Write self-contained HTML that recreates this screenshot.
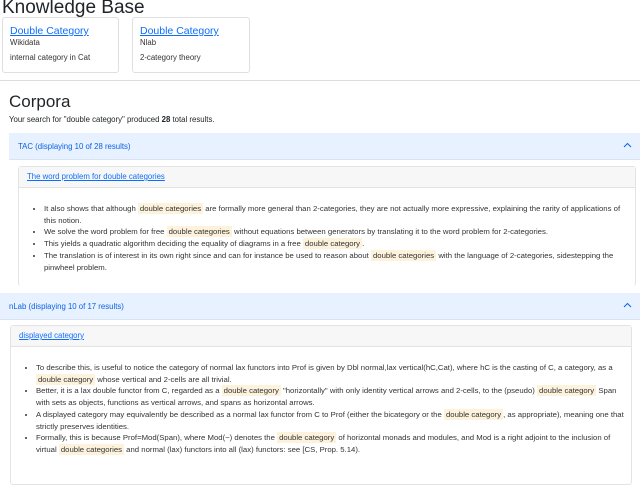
<!DOCTYPE html>
<html><head><style>
*{box-sizing:border-box}
body{margin:0;width:640px;height:476px;overflow:hidden;background:#fff;font-family:"Liberation Sans",sans-serif;color:#212529;position:relative}
.abs{position:absolute}
h1{position:absolute;margin:0;font-weight:500;font-size:19px;left:2px;top:-3px}
.card{position:absolute;top:17px;height:56px;border:1px solid #dfdfdf;border-radius:3px;padding:7px 7px}
.card a{color:#0d6efd;font-size:10.5px;text-decoration:underline;display:block;line-height:13px}
.card div{font-size:7.8px;line-height:10px;color:#333}
hr{position:absolute;top:80px;left:0;width:640px;margin:0;border:0;border-top:1px solid #ddd}
h2{position:absolute;margin:0;font-weight:500;font-size:17px;left:9px;top:92px}
.srch{left:9px;top:115px;font-size:7.8px}
.acc{position:absolute;left:9px;width:631px;height:27px;background:#e7f1ff;color:#0c63e4;font-size:7.8px;padding:9px 9px;border-bottom:1px solid #d6e4f5}
.chev{position:absolute;right:8px;top:9px;width:9px;height:6px}
.inner{position:absolute;left:18px;width:618px;border:1px solid #e3e3e3;border-radius:3px}
.ih{height:21px;background:#f7f7f7;border-bottom:1px solid #e3e3e3;padding:5px 8px;font-size:7.8px}
.ih a{color:#0d6efd;text-decoration:underline}
ul{margin:0;padding:0 6px 0 25px;font-size:7.75px;line-height:11.7px;color:#333}
mark{background:#fdf3dc;color:#333;padding:1px 2px}
</style></head><body>
<h1>Knowledge Base</h1>
<div class="card" style="left:2px;width:117px"><a>Double Category</a><div>Wikidata</div><div style="margin-top:5px">internal category in Cat</div></div>
<div class="card" style="left:132px;width:118px"><a>Double Category</a><div>Nlab</div><div style="margin-top:5px">2-category theory</div></div>
<hr>
<h2>Corpora</h2>
<div class="abs srch">Your search for "double category" produced <b>28</b> total results.</div>
<div class="acc" style="top:133px">TAC (displaying 10 of 28 results)<svg class="chev" viewBox="0 0 9 6"><path d="M1 5L4.5 1.5L8 5" fill="none" stroke="#0c63e4" stroke-width="1"/></svg></div>
<div class="inner" style="top:166px;height:120px;border-bottom:none">
<div class="ih"><a>The word problem for double categories</a></div>
<ul style="margin-top:15px">
<li>It also shows that although <mark>double categories</mark> are formally more general than 2-categories, they are not actually more expressive, explaining the rarity of applications of this notion.</li>
<li>We solve the word problem for free <mark>double categories</mark> without equations between generators by translating it to the word problem for 2-categories.</li>
<li>This yields a quadratic algorithm deciding the equality of diagrams in a free <mark>double category</mark>.</li>
<li>The translation is of interest in its own right since and can for instance be used to reason about <mark>double categories</mark> with the language of 2-categories, sidestepping the pinwheel problem.</li>
</ul></div>
<div class="acc" style="top:293px;left:0;width:640px">nLab (displaying 10 of 17 results)<svg class="chev" viewBox="0 0 9 6"><path d="M1 5L4.5 1.5L8 5" fill="none" stroke="#0c63e4" stroke-width="1"/></svg></div>
<div class="inner" style="top:325px;left:10px;width:622px;height:160px">
<div class="ih"><a>displayed category</a></div>
<ul style="margin-top:15px">
<li>To describe this, is useful to notice the category of normal lax functors into Prof is given by Dbl normal,lax vertical(hC,Cat), where hC is the casting of C, a category, as a <mark>double category</mark> whose vertical and 2-cells are all trivial.</li>
<li>Better, it is a lax double functor from C, regarded as a <mark>double category</mark> "horizontally" with only identity vertical arrows and 2-cells, to the (pseudo) <mark>double category</mark> Span with sets as objects, functions as vertical arrows, and spans as horizontal arrows.</li>
<li>A displayed category may equivalently be described as a normal lax functor from C to Prof (either the bicategory or the <mark>double category</mark>, as appropriate), meaning one that strictly preserves identities.</li>
<li>Formally, this is because Prof=Mod(Span), where Mod(−) denotes the <mark>double category</mark> of horizontal monads and modules, and Mod is a right adjoint to the inclusion of virtual <mark>double categories</mark> and normal (lax) functors into all (lax) functors: see [CS, Prop. 5.14).</li>
</ul></div>
</body></html>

------------------------

◆ GIVEN TASK ◆
Go through the material above and print all of it exactly, except the pictures.

◆ WRITTEN RESPONSE ◆
Write self-contained HTML that recreates this screenshot.
<!DOCTYPE html>
<html><head><style>
*{box-sizing:border-box}
body{margin:0;width:640px;height:476px;overflow:hidden;background:#fff;font-family:"Liberation Sans",sans-serif;color:#212529;position:relative}
.abs{position:absolute}
h1{position:absolute;margin:0;font-weight:500;font-size:19px;left:2px;top:-3px}
.card{position:absolute;top:17px;height:56px;border:1px solid #dfdfdf;border-radius:3px;padding:7px 7px}
.card a{color:#0d6efd;font-size:10.5px;text-decoration:underline;display:block;line-height:13px}
.card div{font-size:7.8px;line-height:10px;color:#333}
hr{position:absolute;top:80px;left:0;width:640px;margin:0;border:0;border-top:1px solid #ddd}
h2{position:absolute;margin:0;font-weight:500;font-size:17px;left:9px;top:92px}
.srch{left:9px;top:115px;font-size:7.8px}
.acc{position:absolute;left:9px;width:631px;height:27px;background:#e7f1ff;color:#0c63e4;font-size:7.8px;padding:9px 9px;border-bottom:1px solid #d6e4f5}
.chev{position:absolute;right:8px;top:9px;width:9px;height:6px}
.inner{position:absolute;left:18px;width:618px;border:1px solid #e3e3e3;border-radius:3px}
.ih{height:21px;background:#f7f7f7;border-bottom:1px solid #e3e3e3;padding:5px 8px;font-size:7.8px}
.ih a{color:#0d6efd;text-decoration:underline}
ul{margin:0;padding:0 6px 0 25px;font-size:7.75px;line-height:11.7px;color:#333}
mark{background:#fdf3dc;color:#333;padding:1px 2px}
</style></head><body>
<h1>Knowledge Base</h1>
<div class="card" style="left:2px;width:117px"><a>Double Category</a><div>Wikidata</div><div style="margin-top:5px">internal category in Cat</div></div>
<div class="card" style="left:132px;width:118px"><a>Double Category</a><div>Nlab</div><div style="margin-top:5px">2-category theory</div></div>
<hr>
<h2>Corpora</h2>
<div class="abs srch">Your search for "double category" produced <b>28</b> total results.</div>
<div class="acc" style="top:133px">TAC (displaying 10 of 28 results)<svg class="chev" viewBox="0 0 9 6"><path d="M1 5L4.5 1.5L8 5" fill="none" stroke="#0c63e4" stroke-width="1"/></svg></div>
<div class="inner" style="top:166px;height:120px;border-bottom:none">
<div class="ih"><a>The word problem for double categories</a></div>
<ul style="margin-top:15px">
<li>It also shows that although <mark>double categories</mark> are formally more general than 2-categories, they are not actually more expressive, explaining the rarity of applications of this notion.</li>
<li>We solve the word problem for free <mark>double categories</mark> without equations between generators by translating it to the word problem for 2-categories.</li>
<li>This yields a quadratic algorithm deciding the equality of diagrams in a free <mark>double category</mark>.</li>
<li>The translation is of interest in its own right since and can for instance be used to reason about <mark>double categories</mark> with the language of 2-categories, sidestepping the pinwheel problem.</li>
</ul></div>
<div class="acc" style="top:293px;left:0;width:640px">nLab (displaying 10 of 17 results)<svg class="chev" viewBox="0 0 9 6"><path d="M1 5L4.5 1.5L8 5" fill="none" stroke="#0c63e4" stroke-width="1"/></svg></div>
<div class="inner" style="top:325px;left:10px;width:622px;height:160px">
<div class="ih"><a>displayed category</a></div>
<ul style="margin-top:15px">
<li>To describe this, is useful to notice the category of normal lax functors into Prof is given by Dbl normal,lax vertical(hC,Cat), where hC is the casting of C, a category, as a <mark>double category</mark> whose vertical and 2-cells are all trivial.</li>
<li>Better, it is a lax double functor from C, regarded as a <mark>double category</mark> "horizontally" with only identity vertical arrows and 2-cells, to the (pseudo) <mark>double category</mark> Span with sets as objects, functions as vertical arrows, and spans as horizontal arrows.</li>
<li>A displayed category may equivalently be described as a normal lax functor from C to Prof (either the bicategory or the <mark>double category</mark>, as appropriate), meaning one that strictly preserves identities.</li>
<li>Formally, this is because Prof=Mod(Span), where Mod(−) denotes the <mark>double category</mark> of horizontal monads and modules, and Mod is a right adjoint to the inclusion of virtual <mark>double categories</mark> and normal (lax) functors into all (lax) functors: see [CS, Prop. 5.14).</li>
</ul></div>
</body></html>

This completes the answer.